I saw this book described as "historical fantasy," a new term to me but one that fits perfectly. I am already a fan of the genre, from the books of Naomi Novik, Megan Whalen Turner, and Lois McMaster Bujold. The setting of this story particularly appealed to me, with Sarantium based on Byzantium, Constantinople. I know something of the history of the city, which added to the interest, and it is also a familiar setting from other books (including Dunnett's Pawn in Frankincense). In addition to the city itself, and the imperial politics playing out in it, another major element of the book is the mosaic work that brings one of the central characters, Caius Crispus, a master artisan, from the ruins of the Rhodian Empire in the west. He arrives in answer to a summons, to add his art to the great sanctuary of Holy Wisdom that the Emperor Valerius II is building. Mosaic art fascinates me, particularly the Roman and Byzantine work that has survived. A friend and I made a special pilgrimage in Italy to see the famous mosaics at Ravenna, on our history and art geeks tour of Europe after college.
I enjoyed the first few chapters of the book, which start with a "Prologue" in Sarantium, with the death of one emperor and the choosing of his successor. The city and the characters were so interesting and appealing that I didn't want to leave them behind, when the first chapter proper jumped ahead twelve years and traveled to Varena, a city in the ruins of the Rhodian Empire, where Caius Crispus is working with his partner Martinian. When the older man receives an imperial summons to Sarantium, he decides that Crispin should go in his place. After some persuasion, Crispin reluctantly agrees. Before he leaves, he visits a friend of Martinian's, an alchemist named Zoticus, who gives him advice about the journey and the city at its end, and two names that might prove helpful. He also gives Crispin a small mechanical bird, which speaks both aloud and in Crispin's mind. Zoticus tells him that the bird, which he claims is invested with a soul, will be of great help and comfort to him on his journey.
The bird, a small sparrow-like creature named Linon, is infuriated to be sent on this journey with such a companion. It is quick to complain and to insult, and for a few pages I thought that this might be too much for me. I kept picturing a Disney sidekick, like Zazu in The Lion King, and no matter how many times I told myself, "It's a magical element in a fantasy novel," it just felt wrong. As it turns out, I was wrong, so wrong. In the next couple of chapters, the part that Linon plays in the story, and what we learn of its creation, are so powerful and so moving that it left me stunned. In just a few pages I went from enjoying the book to loving it, in the way that brings out the book evangelist in me. This is my first "Oh, you have to read this" book of 2014.

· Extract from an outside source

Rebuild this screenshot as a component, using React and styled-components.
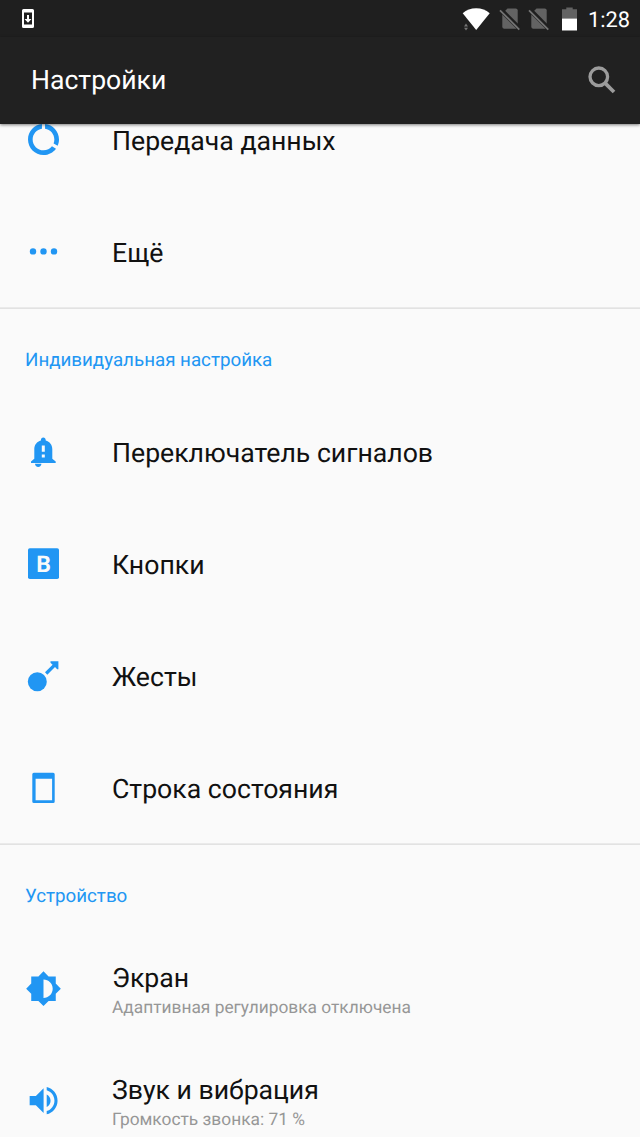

I don't want to say much about the story itself, to avoid spoilers. There is a large cast of interesting and appealing characters, which Mr. Kay balances well throughout the story. It includes several strong women, and one who is stronger than she realizes; these women do not have a lot of options or power in their own right, like their historical counterparts. They also seem to lack female friends or support, which I hope they will find. Mr. Kay manages his complicated plot very effectively. At times he shows us events from two different characters' points of view, without it feeling repetitive. I found the imperial politics fascinating, as well as the religious controversy over whether the great god Jad had a son, Heladikos; whether that son was mortal or divine; and whether creating mosaics of Jad, let alone his Son, is sacrilege. The historical parallels add interest to the story, at least for me, but this isn't simply a re-telling of history in different clothes.
Before starting this book, I would advise that you have the sequel, Lord of Emperors, in hand. I didn't, and I am kicking myself that now I have to wait til April 1st and the end of the TBR challenge to find out what happens next. (Unless I can con - or convince - one of my book groups to read both - sadly unlikely.) I do have two of his other novels, eligible for the challenge, but of course what I really want is return to Sarantium. I see that Mr. Kay has written twelve novels, and I know I'll be looking for all of them.